- _Stated exercise_:
Retype every entry exactly, character for character.

- _Collection entries_:
• • •

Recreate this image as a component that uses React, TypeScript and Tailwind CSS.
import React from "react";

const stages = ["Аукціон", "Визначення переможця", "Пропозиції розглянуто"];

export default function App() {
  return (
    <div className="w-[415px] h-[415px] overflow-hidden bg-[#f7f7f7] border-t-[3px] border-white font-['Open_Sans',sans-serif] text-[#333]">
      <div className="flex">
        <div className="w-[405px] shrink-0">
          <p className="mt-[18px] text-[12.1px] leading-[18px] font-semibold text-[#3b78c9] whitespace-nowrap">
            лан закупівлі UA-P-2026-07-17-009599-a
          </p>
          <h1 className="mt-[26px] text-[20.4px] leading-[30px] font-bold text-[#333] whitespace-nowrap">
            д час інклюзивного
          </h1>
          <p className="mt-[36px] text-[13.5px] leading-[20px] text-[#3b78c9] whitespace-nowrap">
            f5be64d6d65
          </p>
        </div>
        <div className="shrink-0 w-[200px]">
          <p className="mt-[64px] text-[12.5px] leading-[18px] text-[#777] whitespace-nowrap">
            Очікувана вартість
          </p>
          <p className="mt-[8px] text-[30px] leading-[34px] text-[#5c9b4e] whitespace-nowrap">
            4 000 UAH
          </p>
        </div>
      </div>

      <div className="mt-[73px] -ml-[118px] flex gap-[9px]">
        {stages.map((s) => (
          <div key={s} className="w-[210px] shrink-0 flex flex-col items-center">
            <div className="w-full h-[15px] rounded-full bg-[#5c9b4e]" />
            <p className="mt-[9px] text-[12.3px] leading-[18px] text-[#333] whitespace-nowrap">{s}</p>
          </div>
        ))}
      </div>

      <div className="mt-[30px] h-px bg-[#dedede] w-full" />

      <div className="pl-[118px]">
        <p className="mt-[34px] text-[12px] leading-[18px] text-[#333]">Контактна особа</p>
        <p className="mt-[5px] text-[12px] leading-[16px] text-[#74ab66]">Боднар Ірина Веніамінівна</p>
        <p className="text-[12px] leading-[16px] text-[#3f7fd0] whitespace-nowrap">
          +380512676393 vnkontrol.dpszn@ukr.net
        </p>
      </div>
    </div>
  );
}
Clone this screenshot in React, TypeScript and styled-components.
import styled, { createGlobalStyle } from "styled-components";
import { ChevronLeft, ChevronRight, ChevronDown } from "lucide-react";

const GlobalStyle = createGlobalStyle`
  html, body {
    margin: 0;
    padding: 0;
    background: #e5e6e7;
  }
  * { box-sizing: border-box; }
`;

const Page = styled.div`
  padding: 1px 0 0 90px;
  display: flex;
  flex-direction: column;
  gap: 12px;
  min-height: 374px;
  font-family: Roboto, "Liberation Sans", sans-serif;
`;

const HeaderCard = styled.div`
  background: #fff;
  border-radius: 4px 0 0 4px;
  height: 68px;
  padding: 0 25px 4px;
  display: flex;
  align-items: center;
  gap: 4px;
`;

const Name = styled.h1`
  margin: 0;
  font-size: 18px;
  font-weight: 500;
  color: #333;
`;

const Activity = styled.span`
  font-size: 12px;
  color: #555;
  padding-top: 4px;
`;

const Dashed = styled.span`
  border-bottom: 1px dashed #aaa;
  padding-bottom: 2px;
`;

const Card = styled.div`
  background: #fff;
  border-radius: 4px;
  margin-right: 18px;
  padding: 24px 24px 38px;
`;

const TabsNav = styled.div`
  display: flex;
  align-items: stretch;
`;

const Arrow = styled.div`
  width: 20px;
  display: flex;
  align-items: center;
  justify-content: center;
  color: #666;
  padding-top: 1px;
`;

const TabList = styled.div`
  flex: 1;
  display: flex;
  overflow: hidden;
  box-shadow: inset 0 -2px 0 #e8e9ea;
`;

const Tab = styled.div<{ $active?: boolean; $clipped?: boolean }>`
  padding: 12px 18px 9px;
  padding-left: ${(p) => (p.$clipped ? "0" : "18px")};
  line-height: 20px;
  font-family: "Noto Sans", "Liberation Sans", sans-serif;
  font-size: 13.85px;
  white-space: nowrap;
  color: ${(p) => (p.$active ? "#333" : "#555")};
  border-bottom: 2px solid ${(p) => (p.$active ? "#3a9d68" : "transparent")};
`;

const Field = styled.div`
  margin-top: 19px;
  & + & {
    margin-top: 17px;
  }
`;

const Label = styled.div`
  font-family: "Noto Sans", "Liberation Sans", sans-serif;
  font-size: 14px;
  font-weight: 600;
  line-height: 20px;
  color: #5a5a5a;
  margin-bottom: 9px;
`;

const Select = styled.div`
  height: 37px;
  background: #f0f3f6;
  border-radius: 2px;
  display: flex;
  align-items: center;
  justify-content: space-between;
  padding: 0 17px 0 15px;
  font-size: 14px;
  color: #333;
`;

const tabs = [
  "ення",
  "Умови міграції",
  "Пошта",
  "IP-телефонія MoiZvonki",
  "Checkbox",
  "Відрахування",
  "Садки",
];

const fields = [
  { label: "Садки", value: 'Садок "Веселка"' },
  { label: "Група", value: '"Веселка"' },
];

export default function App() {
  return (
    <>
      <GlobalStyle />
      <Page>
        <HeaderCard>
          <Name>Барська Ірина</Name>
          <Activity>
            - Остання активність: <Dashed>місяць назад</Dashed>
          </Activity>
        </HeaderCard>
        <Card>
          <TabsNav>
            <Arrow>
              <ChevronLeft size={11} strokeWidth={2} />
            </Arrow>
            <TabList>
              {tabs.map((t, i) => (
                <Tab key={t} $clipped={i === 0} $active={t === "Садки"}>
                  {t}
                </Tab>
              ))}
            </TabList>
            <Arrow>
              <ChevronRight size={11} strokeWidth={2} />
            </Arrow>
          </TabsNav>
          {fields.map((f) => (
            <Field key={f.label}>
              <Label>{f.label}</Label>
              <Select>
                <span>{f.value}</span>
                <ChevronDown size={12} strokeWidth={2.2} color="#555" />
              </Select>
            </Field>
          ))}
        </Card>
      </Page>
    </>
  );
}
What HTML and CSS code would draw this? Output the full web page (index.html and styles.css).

• • •

- _Final result_:
Recreate this image as a component that uses React, TypeScript and Tailwind CSS.
import React from "react";

const stages = ["Аукціон", "Визначення переможця", "Пропозиції розглянуто"];

export default function App() {
  return (
    <div className="w-[415px] h-[415px] overflow-hidden bg-[#f7f7f7] border-t-[3px] border-white font-['Open_Sans',sans-serif] text-[#333]">
      <div className="flex">
        <div className="w-[405px] shrink-0">
          <p className="mt-[18px] text-[12.1px] leading-[18px] font-semibold text-[#3b78c9] whitespace-nowrap">
            лан закупівлі UA-P-2026-07-17-009599-a
          </p>
          <h1 className="mt-[26px] text-[20.4px] leading-[30px] font-bold text-[#333] whitespace-nowrap">
            д час інклюзивного
          </h1>
          <p className="mt-[36px] text-[13.5px] leading-[20px] text-[#3b78c9] whitespace-nowrap">
            f5be64d6d65
          </p>
        </div>
        <div className="shrink-0 w-[200px]">
          <p className="mt-[64px] text-[12.5px] leading-[18px] text-[#777] whitespace-nowrap">
            Очікувана вартість
          </p>
          <p className="mt-[8px] text-[30px] leading-[34px] text-[#5c9b4e] whitespace-nowrap">
            4 000 UAH
          </p>
        </div>
      </div>

      <div className="mt-[73px] -ml-[118px] flex gap-[9px]">
        {stages.map((s) => (
          <div key={s} className="w-[210px] shrink-0 flex flex-col items-center">
            <div className="w-full h-[15px] rounded-full bg-[#5c9b4e]" />
            <p className="mt-[9px] text-[12.3px] leading-[18px] text-[#333] whitespace-nowrap">{s}</p>
          </div>
        ))}
      </div>

      <div className="mt-[30px] h-px bg-[#dedede] w-full" />

      <div className="pl-[118px]">
        <p className="mt-[34px] text-[12px] leading-[18px] text-[#333]">Контактна особа</p>
        <p className="mt-[5px] text-[12px] leading-[16px] text-[#74ab66]">Боднар Ірина Веніамінівна</p>
        <p className="text-[12px] leading-[16px] text-[#3f7fd0] whitespace-nowrap">
          +380512676393 vnkontrol.dpszn@ukr.net
        </p>
      </div>
    </div>
  );
}
Clone this screenshot in React, TypeScript and styled-components.
import styled, { createGlobalStyle } from "styled-components";
import { ChevronLeft, ChevronRight, ChevronDown } from "lucide-react";

const GlobalStyle = createGlobalStyle`
  html, body {
    margin: 0;
    padding: 0;
    background: #e5e6e7;
  }
  * { box-sizing: border-box; }
`;

const Page = styled.div`
  padding: 1px 0 0 90px;
  display: flex;
  flex-direction: column;
  gap: 12px;
  min-height: 374px;
  font-family: Roboto, "Liberation Sans", sans-serif;
`;

const HeaderCard = styled.div`
  background: #fff;
  border-radius: 4px 0 0 4px;
  height: 68px;
  padding: 0 25px 4px;
  display: flex;
  align-items: center;
  gap: 4px;
`;

const Name = styled.h1`
  margin: 0;
  font-size: 18px;
  font-weight: 500;
  color: #333;
`;

const Activity = styled.span`
  font-size: 12px;
  color: #555;
  padding-top: 4px;
`;

const Dashed = styled.span`
  border-bottom: 1px dashed #aaa;
  padding-bottom: 2px;
`;

const Card = styled.div`
  background: #fff;
  border-radius: 4px;
  margin-right: 18px;
  padding: 24px 24px 38px;
`;

const TabsNav = styled.div`
  display: flex;
  align-items: stretch;
`;

const Arrow = styled.div`
  width: 20px;
  display: flex;
  align-items: center;
  justify-content: center;
  color: #666;
  padding-top: 1px;
`;

const TabList = styled.div`
  flex: 1;
  display: flex;
  overflow: hidden;
  box-shadow: inset 0 -2px 0 #e8e9ea;
`;

const Tab = styled.div<{ $active?: boolean; $clipped?: boolean }>`
  padding: 12px 18px 9px;
  padding-left: ${(p) => (p.$clipped ? "0" : "18px")};
  line-height: 20px;
  font-family: "Noto Sans", "Liberation Sans", sans-serif;
  font-size: 13.85px;
  white-space: nowrap;
  color: ${(p) => (p.$active ? "#333" : "#555")};
  border-bottom: 2px solid ${(p) => (p.$active ? "#3a9d68" : "transparent")};
`;

const Field = styled.div`
  margin-top: 19px;
  & + & {
    margin-top: 17px;
  }
`;

const Label = styled.div`
  font-family: "Noto Sans", "Liberation Sans", sans-serif;
  font-size: 14px;
  font-weight: 600;
  line-height: 20px;
  color: #5a5a5a;
  margin-bottom: 9px;
`;

const Select = styled.div`
  height: 37px;
  background: #f0f3f6;
  border-radius: 2px;
  display: flex;
  align-items: center;
  justify-content: space-between;
  padding: 0 17px 0 15px;
  font-size: 14px;
  color: #333;
`;

const tabs = [
  "ення",
  "Умови міграції",
  "Пошта",
  "IP-телефонія MoiZvonki",
  "Checkbox",
  "Відрахування",
  "Садки",
];

const fields = [
  { label: "Садки", value: 'Садок "Веселка"' },
  { label: "Група", value: '"Веселка"' },
];

export default function App() {
  return (
    <>
      <GlobalStyle />
      <Page>
        <HeaderCard>
          <Name>Барська Ірина</Name>
          <Activity>
            - Остання активність: <Dashed>місяць назад</Dashed>
          </Activity>
        </HeaderCard>
        <Card>
          <TabsNav>
            <Arrow>
              <ChevronLeft size={11} strokeWidth={2} />
            </Arrow>
            <TabList>
              {tabs.map((t, i) => (
                <Tab key={t} $clipped={i === 0} $active={t === "Садки"}>
                  {t}
                </Tab>
              ))}
            </TabList>
            <Arrow>
              <ChevronRight size={11} strokeWidth={2} />
            </Arrow>
          </TabsNav>
          {fields.map((f) => (
            <Field key={f.label}>
              <Label>{f.label}</Label>
              <Select>
                <span>{f.value}</span>
                <ChevronDown size={12} strokeWidth={2.2} color="#555" />
              </Select>
            </Field>
          ))}
        </Card>
      </Page>
    </>
  );
}
What HTML and CSS code would draw this? Output the full web page (index.html and styles.css).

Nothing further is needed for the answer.